# START OF Source data

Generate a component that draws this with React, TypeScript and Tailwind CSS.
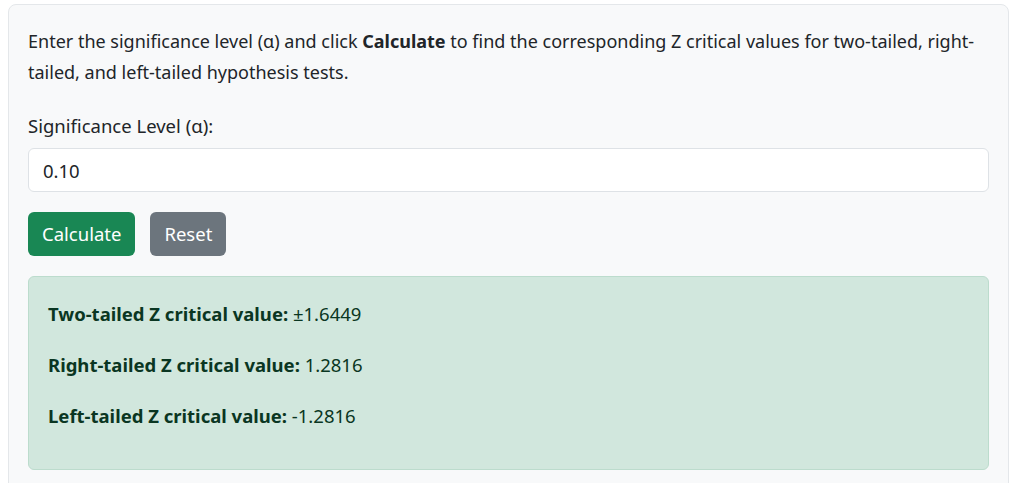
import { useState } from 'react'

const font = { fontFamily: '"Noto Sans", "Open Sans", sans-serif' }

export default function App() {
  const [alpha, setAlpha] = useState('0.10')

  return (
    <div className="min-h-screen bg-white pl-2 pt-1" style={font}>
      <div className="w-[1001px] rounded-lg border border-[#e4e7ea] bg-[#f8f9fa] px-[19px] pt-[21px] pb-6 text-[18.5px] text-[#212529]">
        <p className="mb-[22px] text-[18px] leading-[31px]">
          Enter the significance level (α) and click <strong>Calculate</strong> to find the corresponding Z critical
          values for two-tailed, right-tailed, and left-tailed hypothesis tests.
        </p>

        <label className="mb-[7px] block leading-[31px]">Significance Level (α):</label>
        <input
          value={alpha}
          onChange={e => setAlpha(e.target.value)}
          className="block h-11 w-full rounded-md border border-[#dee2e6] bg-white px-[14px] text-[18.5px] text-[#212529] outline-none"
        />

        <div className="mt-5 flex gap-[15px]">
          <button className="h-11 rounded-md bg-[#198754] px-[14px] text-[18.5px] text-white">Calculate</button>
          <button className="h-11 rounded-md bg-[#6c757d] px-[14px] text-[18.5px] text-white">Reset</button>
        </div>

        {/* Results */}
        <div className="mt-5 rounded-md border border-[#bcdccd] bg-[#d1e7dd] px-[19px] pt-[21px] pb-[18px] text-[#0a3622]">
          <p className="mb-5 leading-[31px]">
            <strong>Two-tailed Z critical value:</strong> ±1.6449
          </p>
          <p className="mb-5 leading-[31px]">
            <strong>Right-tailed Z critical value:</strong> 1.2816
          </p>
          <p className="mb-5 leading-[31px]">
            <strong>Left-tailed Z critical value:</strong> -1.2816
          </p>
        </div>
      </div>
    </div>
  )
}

# END OF Source data

Goal of the exercise. Give the material again exactly as it is, but keep the pictures out.

Written response.
Generate a component that draws this with React, TypeScript and Tailwind CSS.
import { useState } from 'react'

const font = { fontFamily: '"Noto Sans", "Open Sans", sans-serif' }

export default function App() {
  const [alpha, setAlpha] = useState('0.10')

  return (
    <div className="min-h-screen bg-white pl-2 pt-1" style={font}>
      <div className="w-[1001px] rounded-lg border border-[#e4e7ea] bg-[#f8f9fa] px-[19px] pt-[21px] pb-6 text-[18.5px] text-[#212529]">
        <p className="mb-[22px] text-[18px] leading-[31px]">
          Enter the significance level (α) and click <strong>Calculate</strong> to find the corresponding Z critical
          values for two-tailed, right-tailed, and left-tailed hypothesis tests.
        </p>

        <label className="mb-[7px] block leading-[31px]">Significance Level (α):</label>
        <input
          value={alpha}
          onChange={e => setAlpha(e.target.value)}
          className="block h-11 w-full rounded-md border border-[#dee2e6] bg-white px-[14px] text-[18.5px] text-[#212529] outline-none"
        />

        <div className="mt-5 flex gap-[15px]">
          <button className="h-11 rounded-md bg-[#198754] px-[14px] text-[18.5px] text-white">Calculate</button>
          <button className="h-11 rounded-md bg-[#6c757d] px-[14px] text-[18.5px] text-white">Reset</button>
        </div>

        {/* Results */}
        <div className="mt-5 rounded-md border border-[#bcdccd] bg-[#d1e7dd] px-[19px] pt-[21px] pb-[18px] text-[#0a3622]">
          <p className="mb-5 leading-[31px]">
            <strong>Two-tailed Z critical value:</strong> ±1.6449
          </p>
          <p className="mb-5 leading-[31px]">
            <strong>Right-tailed Z critical value:</strong> 1.2816
          </p>
          <p className="mb-5 leading-[31px]">
            <strong>Left-tailed Z critical value:</strong> -1.2816
          </p>
        </div>
      </div>
    </div>
  )
}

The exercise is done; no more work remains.